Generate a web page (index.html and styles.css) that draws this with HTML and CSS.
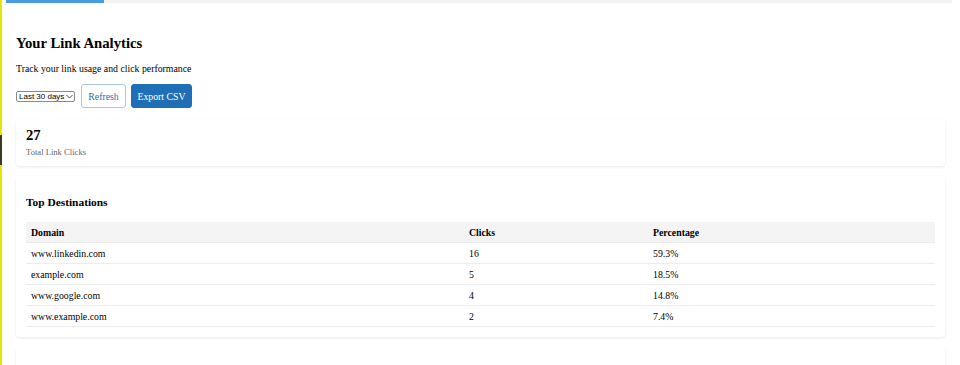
FILE: index.html
```html
<!DOCTYPE html>
<html lang="en">
  <head>
    <meta charset="UTF-8" />
    <meta name="viewport" content="width=device-width, initial-scale=1.0" />
    <title>Your Link Analytics</title>
    <link rel="stylesheet" href="styles.css">
  </head>
  <body>
    <div class="scroll-thumb"></div>
    <div class="progress"><div class="progress-fill"></div></div>

    <div class="content">
      <h2 class="titulo">Your Link Analytics</h2>
      <p class="subtitle">Track your link usage and click performance</p>

      <div class="controls">
        <span class="select-wrap">
          <select id="range">
            <option>Last 30 days</option>
            <option>Last 7 days</option>
            <option>Last 90 days</option>
          </select>
          <svg class="chevron" width="7" height="5" viewBox="0 0 7 5">
            <path d="M0.5 1 L3.5 4 L6.5 1" fill="none" stroke="#333" stroke-width="0.9" />
          </svg>
        </span>
        <button class="btn-outline">Refresh</button>
        <button class="btn-primary">Export CSV</button>
      </div>

      <div class="card stat-card">
        <div class="stat-value">27</div>
        <div class="stat-label">Total Link Clicks</div>
      </div>

      <div class="card">
        <h3>Top Destinations</h3>
        <table class="dest-table">
          <thead>
            <tr>
              <th class="col-domain">Domain</th>
              <th class="col-clicks">Clicks</th>
              <th>Percentage</th>
            </tr>
          </thead>
          <tbody>
            <tr><td>www.linkedin.com</td><td>16</td><td>59.3%</td></tr>
            <tr><td>example.com</td><td>5</td><td>18.5%</td></tr>
            <tr><td>www.google.com</td><td>4</td><td>14.8%</td></tr>
            <tr><td>www.example.com</td><td>2</td><td>7.4%</td></tr>
          </tbody>
        </table>
      </div>

      <div class="card empty-card"></div>
    </div>
  </body>
</html>
```

FILE: styles.css
```css
body {
  font-family: "Liberation Serif", "Times New Roman", serif;
  margin: 0;
  padding: 0;
  background-color: white;
  color: black;
  border-left: 2px solid #e6e600;
  min-height: 365px;
  overflow: hidden;
}

.scroll-thumb {
  position: absolute;
  left: 0;
  top: 135px;
  width: 2px;
  height: 30px;
  background-color: #3a3a1e;
}

.progress {
  height: 3px;
  margin: 0 8px 0 4px;
  background-color: #f3f3f3;
}

.progress-fill {
  width: 98px;
  height: 3px;
  background-color: #4a9be6;
}

.content {
  padding: 0 15px 0 14px;
}

.titulo {
  font-size: 14.7px;
  line-height: 17px;
  margin: 32px 0 0;
}

.subtitle {
  font-size: 9.8px;
  line-height: 12px;
  margin: 11px 0 0;
}

.controls {
  display: flex;
  align-items: center;
  margin-top: 9px;
  height: 24px;
}

.select-wrap {
  position: relative;
  display: inline-flex;
  margin-right: 6px;
}

.select-wrap select {
  appearance: none;
  -webkit-appearance: none;
  font-family: "Liberation Sans", Arial, sans-serif;
  font-size: 8px;
  color: black;
  background-color: white;
  height: 11px;
  width: 59px;
  padding: 0 0 0 2px;
  border: 1px solid #8a8a8a;
  border-radius: 2px;
}

.chevron {
  position: absolute;
  right: 2px;
  top: 3px;
  pointer-events: none;
}

.controls button {
  font-family: "Liberation Serif", "Times New Roman", serif;
  font-size: 9.8px;
  height: 24px;
  border-radius: 3px;
  cursor: pointer;
  padding: 0;
}

.btn-outline {
  width: 45px;
  background-color: white;
  color: #2a6fb3;
  border: 1px solid #aac8e6;
  margin-right: 5px;
}

.btn-primary {
  width: 61px;
  background-color: #1f6fb6;
  color: white;
  border: 1px solid #1f6fb6;
}

.card {
  background-color: white;
  border-radius: 4px;
  box-shadow: 0 1px 3px rgba(0, 0, 0, 0.09);
  padding: 10px;
  margin-top: 10px;
}

.stat-card {
  margin-top: 11px;
  padding: 8px 10px 9px;
}

.stat-value {
  font-size: 14.7px;
  line-height: 17px;
  font-weight: bold;
}

.stat-label {
  font-size: 8.6px;
  line-height: 10px;
  color: #666;
  margin-top: 3px;
}

.card h3 {
  font-size: 11.4px;
  line-height: 13px;
  margin: 10px 0 13px;
}

.dest-table {
  width: 100%;
  border-collapse: collapse;
  font-size: 9.8px;
}

.dest-table th,
.dest-table td {
  text-align: left;
  padding: 0 5px;
  height: 20px;
  border-bottom: 1px solid #ececec;
}

.dest-table th {
  background-color: #f4f4f4;
}

.col-domain {
  width: 428px;
}

.col-clicks {
  width: 174px;
}

.empty-card {
  height: 40px;
}
```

══════════════════════════════

● **What to produce**: Leave out the pictures and reproduce the rest of the listing exactly.

● **Exercise result**:
Generate a web page (index.html and styles.css) that draws this with HTML and CSS.
FILE: index.html
```html
<!DOCTYPE html>
<html lang="en">
  <head>
    <meta charset="UTF-8" />
    <meta name="viewport" content="width=device-width, initial-scale=1.0" />
    <title>Your Link Analytics</title>
    <link rel="stylesheet" href="styles.css">
  </head>
  <body>
    <div class="scroll-thumb"></div>
    <div class="progress"><div class="progress-fill"></div></div>

    <div class="content">
      <h2 class="titulo">Your Link Analytics</h2>
      <p class="subtitle">Track your link usage and click performance</p>

      <div class="controls">
        <span class="select-wrap">
          <select id="range">
            <option>Last 30 days</option>
            <option>Last 7 days</option>
            <option>Last 90 days</option>
          </select>
          <svg class="chevron" width="7" height="5" viewBox="0 0 7 5">
            <path d="M0.5 1 L3.5 4 L6.5 1" fill="none" stroke="#333" stroke-width="0.9" />
          </svg>
        </span>
        <button class="btn-outline">Refresh</button>
        <button class="btn-primary">Export CSV</button>
      </div>

      <div class="card stat-card">
        <div class="stat-value">27</div>
        <div class="stat-label">Total Link Clicks</div>
      </div>

      <div class="card">
        <h3>Top Destinations</h3>
        <table class="dest-table">
          <thead>
            <tr>
              <th class="col-domain">Domain</th>
              <th class="col-clicks">Clicks</th>
              <th>Percentage</th>
            </tr>
          </thead>
          <tbody>
            <tr><td>www.linkedin.com</td><td>16</td><td>59.3%</td></tr>
            <tr><td>example.com</td><td>5</td><td>18.5%</td></tr>
            <tr><td>www.google.com</td><td>4</td><td>14.8%</td></tr>
            <tr><td>www.example.com</td><td>2</td><td>7.4%</td></tr>
          </tbody>
        </table>
      </div>

      <div class="card empty-card"></div>
    </div>
  </body>
</html>
```

FILE: styles.css
```css
body {
  font-family: "Liberation Serif", "Times New Roman", serif;
  margin: 0;
  padding: 0;
  background-color: white;
  color: black;
  border-left: 2px solid #e6e600;
  min-height: 365px;
  overflow: hidden;
}

.scroll-thumb {
  position: absolute;
  left: 0;
  top: 135px;
  width: 2px;
  height: 30px;
  background-color: #3a3a1e;
}

.progress {
  height: 3px;
  margin: 0 8px 0 4px;
  background-color: #f3f3f3;
}

.progress-fill {
  width: 98px;
  height: 3px;
  background-color: #4a9be6;
}

.content {
  padding: 0 15px 0 14px;
}

.titulo {
  font-size: 14.7px;
  line-height: 17px;
  margin: 32px 0 0;
}

.subtitle {
  font-size: 9.8px;
  line-height: 12px;
  margin: 11px 0 0;
}

.controls {
  display: flex;
  align-items: center;
  margin-top: 9px;
  height: 24px;
}

.select-wrap {
  position: relative;
  display: inline-flex;
  margin-right: 6px;
}

.select-wrap select {
  appearance: none;
  -webkit-appearance: none;
  font-family: "Liberation Sans", Arial, sans-serif;
  font-size: 8px;
  color: black;
  background-color: white;
  height: 11px;
  width: 59px;
  padding: 0 0 0 2px;
  border: 1px solid #8a8a8a;
  border-radius: 2px;
}

.chevron {
  position: absolute;
  right: 2px;
  top: 3px;
  pointer-events: none;
}

.controls button {
  font-family: "Liberation Serif", "Times New Roman", serif;
  font-size: 9.8px;
  height: 24px;
  border-radius: 3px;
  cursor: pointer;
  padding: 0;
}

.btn-outline {
  width: 45px;
  background-color: white;
  color: #2a6fb3;
  border: 1px solid #aac8e6;
  margin-right: 5px;
}

.btn-primary {
  width: 61px;
  background-color: #1f6fb6;
  color: white;
  border: 1px solid #1f6fb6;
}

.card {
  background-color: white;
  border-radius: 4px;
  box-shadow: 0 1px 3px rgba(0, 0, 0, 0.09);
  padding: 10px;
  margin-top: 10px;
}

.stat-card {
  margin-top: 11px;
  padding: 8px 10px 9px;
}

.stat-value {
  font-size: 14.7px;
  line-height: 17px;
  font-weight: bold;
}

.stat-label {
  font-size: 8.6px;
  line-height: 10px;
  color: #666;
  margin-top: 3px;
}

.card h3 {
  font-size: 11.4px;
  line-height: 13px;
  margin: 10px 0 13px;
}

.dest-table {
  width: 100%;
  border-collapse: collapse;
  font-size: 9.8px;
}

.dest-table th,
.dest-table td {
  text-align: left;
  padding: 0 5px;
  height: 20px;
  border-bottom: 1px solid #ececec;
}

.dest-table th {
  background-color: #f4f4f4;
}

.col-domain {
  width: 428px;
}

.col-clicks {
  width: 174px;
}

.empty-card {
  height: 40px;
}
```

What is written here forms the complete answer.